Written by Jayeesha Taneja, a second-year journalism student
What you need to know before you read the news on this
Kazakhstan is a small country located mainly in Central Asia – it borders Russia on one side and China on the other.
Source – Wikimedia Commons https://commons.wikimedia.org/wiki/File:Kazakhstan_in_Asia.svg
TUBS, CC BY-SA 3.0 https://creativecommons.org/licenses/by-sa/3.0, via Wikimedia Commons
Some quick facts…
It stands as a top global producer of uranium, the 9th biggest oil exporter in the world, and the 10th biggest exporter of fossil fuel- coal. The country possesses rich hydrocarbon and metal deposits which have attracted a great deal of foreign investment since the country’s independence in 1991. It decisively links China to the rapidly growing markets of Russia and Europe.

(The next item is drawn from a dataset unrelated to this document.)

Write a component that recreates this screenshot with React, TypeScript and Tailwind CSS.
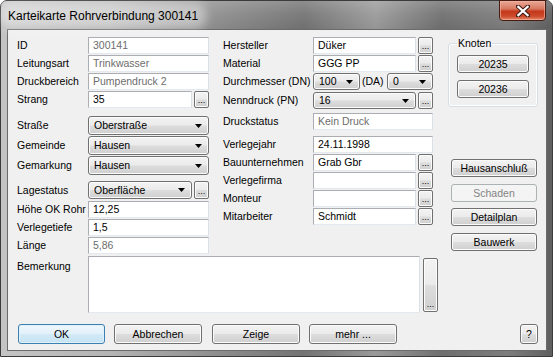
import type { ReactNode } from "react";

/* Karteikarte Rohrverbindung — Win7-Dialog, Aero-Rahmen */

const btnBg =
  "bg-[linear-gradient(#f3f3f3_0%,#ebebeb_48%,#dddddd_52%,#cfcfcf_100%)] border border-[#707070] shadow-[inset_0_0_0_1px_#fcfcfc]";

function Label({ children, className = "" }: { children: ReactNode; className?: string }) {
  return <div className={`shrink-0 whitespace-nowrap leading-none ${className}`}>{children}</div>;
}

function Box({ value = "", ro = false, className = "" }: { value?: string; ro?: boolean; className?: string }) {
  return (
    <div
      className={`h-full bg-white border border-[#abadb3] border-r-[#dbdfe6] border-b-[#e3e9ef] pl-[4px] flex items-center leading-none ${
        ro ? "text-[#6d6d6d]" : "text-black"
      } ${className}`}
    >
      {value}
    </div>
  );
}

function Dots({ className = "h-full" }: { className?: string }) {
  return (
    <div
      className={`w-[15px] shrink-0 rounded-[2px] flex items-end justify-center text-[9px] leading-[9px] pb-[2px] ${btnBg} ${className}`}
    >
      ...
    </div>
  );
}

function Tri() {
  return (
    <svg width="7" height="4" viewBox="0 0 7 4" className="shrink-0">
      <polygon points="0,0 7,0 3.5,4" fill="#000" />
    </svg>
  );
}

function Combo({ value, className = "" }: { value: string; className?: string }) {
  return (
    <div className={`h-full rounded-[3px] flex items-center justify-between pl-[5px] pr-[6px] leading-none ${btnBg} ${className}`}>
      <span>{value}</span>
      <Tri />
    </div>
  );
}

function Btn({
  children,
  className = "",
  disabled = false,
  def = false,
}: {
  children: ReactNode;
  className?: string;
  disabled?: boolean;
  def?: boolean;
}) {
  const look = disabled
    ? "bg-[#f4f4f4] border border-[#adb2b5] text-[#838383]"
    : def
      ? "bg-[linear-gradient(#eef7fd_0%,#e3f1fa_48%,#d3eaf7_52%,#c6e3f4_100%)] border border-[#3c7fb1] shadow-[inset_0_0_0_1px_#dff2fc] text-black"
      : `${btnBg} text-black`;
  return (
    <div className={`rounded-[3px] flex items-center justify-center leading-none ${look} ${className}`}>{children}</div>
  );
}

function CloseGlyph() {
  return (
    <svg width="14" height="12" viewBox="0 0 14 12">
      <path d="M2 1.5 L12 10.5 M12 1.5 L2 10.5" stroke="#3a1a14" strokeWidth="4.2" strokeLinecap="square" />
      <path d="M2.3 1.8 L11.7 10.2 M11.7 1.8 L2.3 10.2" stroke="#ffffff" strokeWidth="2.2" strokeLinecap="square" />
    </svg>
  );
}

export default function App() {
  return (
    <div className="w-[553px] h-[357px] overflow-hidden bg-white">
      <div className="w-[553px] h-[357px] rounded-t-[7px] border border-[#3b3b3b] bg-[linear-gradient(90deg,#c4c4c4_0%,#b4b4b4_20%,#8c8c8c_40%,#737373_55%,#9a9a9a_68%,#6f6f6f_80%,#7d7d7d_92%,#5f5f5f_100%)] flex flex-col font-['Liberation_Sans',Arial,sans-serif] text-[10.5px] text-black">
        {/* Titelleiste */}
        <div className="h-[28px] shrink-0 flex items-start justify-between bg-[linear-gradient(#ffffff30_0%,#ffffff10_45%,#00000008_100%)]">
          <div className="relative ml-[7px] mt-[8px]">
            <div className="absolute -inset-x-[8px] -inset-y-[6px] rounded-[10px] bg-[#ffffff66] blur-[5px]" />
            <div className="relative text-[12px] leading-[14px] text-black">Karteikarte Rohrverbindung 300141</div>
          </div>
          <div className="mr-[6px] -mt-[1px] w-[47px] h-[21px] rounded-b-[4px] border border-[#4a1b12] bg-[linear-gradient(#e9a897_0%,#d87a62_40%,#c4391c_55%,#cc4a2c_80%,#e48a68_100%)] shadow-[inset_0_0_0_1px_#f0b4a2aa] flex items-center justify-center">
            <CloseGlyph />
          </div>
        </div>

        {/* Client-Bereich */}
        <div className="ml-[6px] w-[540px] h-[322px] border border-[#6b6b6b] bg-[#f0f0f0] flex flex-col">
          <div className="flex items-start pt-[7px]">
            {/* linke Spalte */}
            <div className="ml-[9px] w-[192px] flex flex-col">
              <div className="h-[17px] flex items-center">
                <Label className="w-[71px]">ID</Label>
                <Box value="300141" ro className="w-[121px]" />
              </div>
              <div className="h-[17px] mt-[1px] flex items-center">
                <Label className="w-[71px]">Leitungsart</Label>
                <Box value="Trinkwasser" ro className="w-[121px]" />
              </div>
              <div className="h-[17px] mt-[1px] flex items-center">
                <Label className="w-[71px]">Druckbereich</Label>
                <Box value="Pumpendruck 2" ro className="w-[121px]" />
              </div>
              <div className="h-[17px] mt-[1px] flex items-center">
                <Label className="w-[71px]">Strang</Label>
                <Box value="35" className="w-[104px]" />
                <div className="ml-[2px] h-full flex">
                  <Dots />
                </div>
              </div>
              <div className="h-[19px] mt-[8px] flex items-center">
                <Label className="w-[71px]">Straße</Label>
                <Combo value="Oberstraße" className="w-[121px]" />
              </div>
              <div className="h-[19px] mt-[1px] flex items-center">
                <Label className="w-[71px]">Gemeinde</Label>
                <Combo value="Hausen" className="w-[121px]" />
              </div>
              <div className="h-[19px] mt-[1px] flex items-center">
                <Label className="w-[71px]">Gemarkung</Label>
                <Combo value="Hausen" className="w-[121px]" />
              </div>
              <div className="h-[18px] mt-[6px] flex items-center">
                <Label className="w-[71px]">Lagestatus</Label>
                <Combo value="Oberfläche" className="w-[104px]" />
                <div className="ml-[2px] h-full flex">
                  <Dots />
                </div>
              </div>
              <div className="h-[17px] mt-[2px] flex items-center">
                <Label className="w-[71px]">Höhe OK Rohr</Label>
                <Box value="12,25" className="w-[121px]" />
              </div>
              <div className="h-[17px] mt-[1px] flex items-center">
                <Label className="w-[71px]">Verlegetiefe</Label>
                <Box value="1,5" className="w-[121px]" />
              </div>
              <div className="h-[17px] mt-[1px] flex items-center">
                <Label className="w-[71px]">Länge</Label>
                <Box value="5,86" ro className="w-[121px]" />
              </div>
            </div>

            {/* mittlere Spalte */}
            <div className="ml-[14px] w-[210px] flex flex-col">
              <div className="h-[17px] flex items-center">
                <Label className="w-[90px]">Hersteller</Label>
                <Box value="Düker" className="w-[103px]" />
                <div className="ml-[2px] h-full flex">
                  <Dots />
                </div>
              </div>
              <div className="h-[17px] mt-[1px] flex items-center">
                <Label className="w-[90px]">Material</Label>
                <Box value="GGG PP" className="w-[103px]" />
                <div className="ml-[2px] h-full flex">
                  <Dots />
                </div>
              </div>
              <div className="h-[17px] mt-[1px] flex items-center">
                <Label className="w-[90px]">Durchmesser (DN)</Label>
                <Combo value="100" className="w-[47px]" />
                <Label className="w-[27px] pl-[2px]">(DA)</Label>
                <Combo value="0" className="w-[46px]" />
              </div>
              <div className="h-[17px] mt-[2px] flex items-center">
                <Label className="w-[90px]">Nenndruck (PN)</Label>
                <Combo value="16" className="w-[103px]" />
                <div className="ml-[2px] h-full flex">
                  <Dots />
                </div>
              </div>
              <div className="h-[17px] mt-[4px] flex items-center">
                <Label className="w-[90px]">Druckstatus</Label>
                <Box value="Kein Druck" ro className="w-[120px]" />
              </div>
              <div className="h-[17px] mt-[6px] flex items-center">
                <Label className="w-[90px]">Verlegejahr</Label>
                <Box value="24.11.1998" className="w-[120px]" />
              </div>
              <div className="h-[17px] mt-[1px] flex items-center">
                <Label className="w-[90px]">Bauunternehmen</Label>
                <Box value="Grab Gbr" className="w-[103px]" />
                <div className="ml-[2px] h-full flex">
                  <Dots />
                </div>
              </div>
              <div className="h-[17px] mt-[1px] flex items-center">
                <Label className="w-[90px]">Verlegefirma</Label>
                <Box className="w-[103px]" />
                <div className="ml-[2px] h-full flex">
                  <Dots />
                </div>
              </div>
              <div className="h-[17px] mt-[1px] flex items-center">
                <Label className="w-[90px]">Monteur</Label>
                <Box className="w-[103px]" />
                <div className="ml-[2px] h-full flex">
                  <Dots />
                </div>
              </div>
              <div className="h-[17px] mt-[1px] flex items-center">
                <Label className="w-[90px]">Mitarbeiter</Label>
                <Box value="Schmidt" className="w-[103px]" />
                <div className="ml-[2px] h-full flex">
                  <Dots />
                </div>
              </div>
            </div>

            {/* rechte Spalte */}
            <div className="ml-[15px] w-[90px] flex flex-col">
              <fieldset className="h-[70px] border border-[#d5dfe5] rounded-[3px] shadow-[inset_0_0_0_1px_#ffffff] px-[8px]">
                <legend className="px-[1px] leading-[13px]">Knoten</legend>
                <Btn className="mt-[5px] w-[72px] h-[18px]">20235</Btn>
                <Btn className="mt-[7px] w-[72px] h-[18px]">20236</Btn>
              </fieldset>
              <Btn className="mt-[52px] ml-[3px] w-[86px] h-[18px]">Hausanschluß</Btn>
              <Btn disabled className="mt-[7px] ml-[3px] w-[86px] h-[18px]">
                Schaden
              </Btn>
              <Btn className="mt-[6px] ml-[3px] w-[86px] h-[18px]">Detailplan</Btn>
              <Btn className="mt-[7px] ml-[3px] w-[86px] h-[18px]">Bauwerk</Btn>
            </div>
          </div>

          {/* Bemerkung */}
          <div className="mt-[2px] ml-[9px] flex items-start h-[57px]">
            <Label className="w-[71px] pt-[5px]">Bemerkung</Label>
            <Box className="w-[332px] h-[57px]" />
            <div className="ml-[3px] mt-[2px] h-[54px] flex">
              <Dots />
            </div>
          </div>

          {/* Schaltflächen */}
          <div className="mt-[11px] ml-[10px] flex items-center h-[20px]">
            <Btn def className="w-[87px] h-[20px]">OK</Btn>
            <Btn className="ml-[9px] w-[88px] h-[20px]">Abbrechen</Btn>
            <Btn className="ml-[10px] w-[88px] h-[20px]">Zeige</Btn>
            <Btn className="ml-[9px] w-[88px] h-[20px]">mehr ...</Btn>
            <Btn className="ml-[123px] w-[18px] h-[20px]">?</Btn>
          </div>
        </div>
      </div>
    </div>
  );
}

Politically, the country has its roots in the Soviet regime which brings into effect a great deal of influence by Moscow. The known to be “Father of the Nation”, Nursultan Nazarbayev has held Presidential office for the past three decades. In 2019, Kassym Jomrat Tokayev assumed the presidency three months before the resignation of Mr. Nazarbayev, which was motivated by the public protest for new elections.
Why are there protests taking place in Kazakhstan, today?

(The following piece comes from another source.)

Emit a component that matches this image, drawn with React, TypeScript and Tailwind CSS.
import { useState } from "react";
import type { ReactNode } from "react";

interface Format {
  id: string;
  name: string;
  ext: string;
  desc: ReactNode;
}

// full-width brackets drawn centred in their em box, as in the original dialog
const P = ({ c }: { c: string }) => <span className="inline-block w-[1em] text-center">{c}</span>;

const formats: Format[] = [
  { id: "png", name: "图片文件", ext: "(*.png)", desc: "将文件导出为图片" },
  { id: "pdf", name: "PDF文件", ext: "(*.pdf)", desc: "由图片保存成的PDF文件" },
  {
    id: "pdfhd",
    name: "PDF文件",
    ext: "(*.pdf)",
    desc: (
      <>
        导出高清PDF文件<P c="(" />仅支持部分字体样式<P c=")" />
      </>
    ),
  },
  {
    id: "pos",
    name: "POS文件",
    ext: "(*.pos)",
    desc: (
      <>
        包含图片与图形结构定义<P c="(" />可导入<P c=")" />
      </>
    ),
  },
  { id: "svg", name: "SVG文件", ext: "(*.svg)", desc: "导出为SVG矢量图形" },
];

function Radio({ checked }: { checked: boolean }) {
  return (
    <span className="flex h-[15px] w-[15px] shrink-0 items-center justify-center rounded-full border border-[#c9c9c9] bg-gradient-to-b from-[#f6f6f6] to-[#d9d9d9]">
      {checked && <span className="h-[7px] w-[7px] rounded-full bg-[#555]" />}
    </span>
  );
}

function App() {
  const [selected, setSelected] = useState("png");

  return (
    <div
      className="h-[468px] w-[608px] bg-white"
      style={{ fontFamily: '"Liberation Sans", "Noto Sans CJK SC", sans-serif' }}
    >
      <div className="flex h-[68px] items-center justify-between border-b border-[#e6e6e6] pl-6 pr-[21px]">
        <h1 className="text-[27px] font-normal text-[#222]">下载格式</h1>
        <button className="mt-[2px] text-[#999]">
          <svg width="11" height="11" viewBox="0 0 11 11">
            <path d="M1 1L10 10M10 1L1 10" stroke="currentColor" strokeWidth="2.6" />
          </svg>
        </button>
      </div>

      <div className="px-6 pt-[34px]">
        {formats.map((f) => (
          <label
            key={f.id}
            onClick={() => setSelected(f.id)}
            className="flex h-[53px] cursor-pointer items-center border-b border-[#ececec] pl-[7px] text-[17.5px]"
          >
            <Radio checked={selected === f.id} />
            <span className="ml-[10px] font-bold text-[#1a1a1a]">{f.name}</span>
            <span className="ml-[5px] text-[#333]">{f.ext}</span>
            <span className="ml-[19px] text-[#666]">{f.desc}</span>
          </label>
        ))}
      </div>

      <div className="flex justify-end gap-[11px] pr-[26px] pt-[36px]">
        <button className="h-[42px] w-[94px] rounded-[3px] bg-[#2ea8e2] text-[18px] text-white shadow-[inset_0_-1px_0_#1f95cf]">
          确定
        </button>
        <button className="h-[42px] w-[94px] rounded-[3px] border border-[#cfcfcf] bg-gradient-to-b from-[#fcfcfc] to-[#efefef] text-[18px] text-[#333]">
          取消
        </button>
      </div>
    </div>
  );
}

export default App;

On New Year’s Day of 2022, the government imposed the removal of the State price cap on butane and propane which together make Liquified Petroleum Gas (LPG). It is known as ‘road fuels for poor’ due to its large-scale usage by the common man to power their cars and its low prices.
The reform was defended by the government as an effort to ease oil shortages. Due to this, the country saw its largest protest and worst violence in Central Asia since the 1990s.
Added to this new development, the citizens express their discontent against the suffocating authoritarian government which brews in extensive corruption, wide income inequality, and concerning economic challenges, especially since the advent of the COVID-19 pandemic. The country till now was seen as a standing pillar of political and economic stability, in a region prone to unrest.
How did the government respond to the protests?
The country, currently is in a state of emergency, with Russian troops intervening by the order of President Tokayev. The President has labeled the citizen-protesters to be “terrorists” and has legally authorized the security forces to “shoot to kill without warning”. Along with that, the country is also facing a social network lockdown, banning Facebook, Instagram, Telegram, and WeChat. Amnesty International claims the government fostered “widespread repression of basic human rights”. There has been a noteworthy number of mass casualties of both- civilians and the personnel of security forces.
Tokayev has committed to making reforms and may make some concessions once the ongoing violence has mellowed. The government has also planned to reintroduce and implement the price cap. Asking for military assistance from Russia has proved to the citizens, the incapability of the government to control and implement effective peacekeeping strategies. The Russian Foreign Ministry has advised for a peaceful dialogue with the protestors rather than street riots causing casualties.
How does this matter?
This protest is the biggest pro-democracy protest seen after protests in Ukraine in 2014 and Belarus, 2020. Since President Vladimir Putin assumes Kazakhstan under the Russian political and economic sphere of influence, these protests are a threat to its assumed power in the country. The proximity of the country to its neighboring autocratic regimes may ignite protests and may ignite opposition forces elsewhere.
The other major power that might intervene in the future is the United States which has a significant investment in Kazakhstan for its energy reserves and oil supply. This might come off as a counterweight to Russian influence and its military muscle being flexed on the country.
The government has gone through a shuffling of the cabinet which removed Nazarbaev from the security council while also exposing internal weaknesses of the dictatorial regime.